The Hansa towns, the staple cities, etc., had to petition the King and his feudal co rulers for charters granting them the privilege of trading, in certain merchandise and in certain districts thus showing the value of political control.

The political machine is represented by different institutions according to the state of the country ruled the material condition. As every land advances out of Feudalism into Capitalism, it sooner or later throws off the “absolute,” and finally all, rule of King and Court, and is forced to delegate power to representatives of the now enfranchised ruling class. These latter possess money which makes kings bow — therefore they finally prevail over the effete aristocracy.

Germany, Japan, Persia, Turkey — as each of these countries has emerged from Feudalism proper, it has had to introduce a Constitution with a Parliament as its central feature. The Executive later is chosen from this assembly and becomes a Cabinet.

The powerful nature of political control is shown by the light in England between merchant and noble and the victory of Parliament over the Crown. The Crown was re-introduced later, but shorn of its power, privileges, and noted prerogatives. All specialists in Constitutional history — from Gardner to Professor Dicey and Lord Courtney — are agreed that Parliament is the real arbiter, and that survivals such as the House of Lords are trimmings that matter not.
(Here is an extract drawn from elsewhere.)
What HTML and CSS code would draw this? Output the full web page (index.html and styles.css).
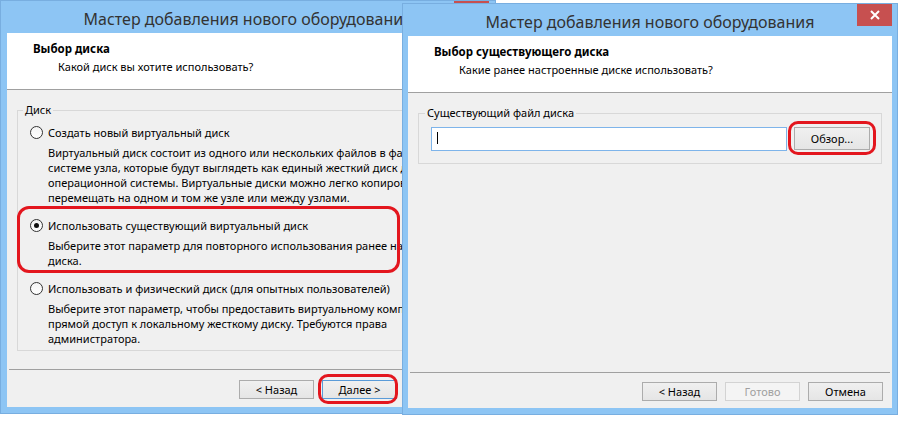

Political machinery, then, in modern society, includes, as its central feature, Parliament, and the Socialists, in urging the workers to displace their enemies from that citadel, are but pointing the right road. Parliament controls “supplies” — the force against Court and Bureaucracy alike. Through its control over “supplies” it rules the Army, though it employs a War Minister, and he in turn an Army Council, to arrange details. Political control relies eventually upon power over the armed forces, and these are under the control of Parliament.

Therefore Politics DO include Parliament.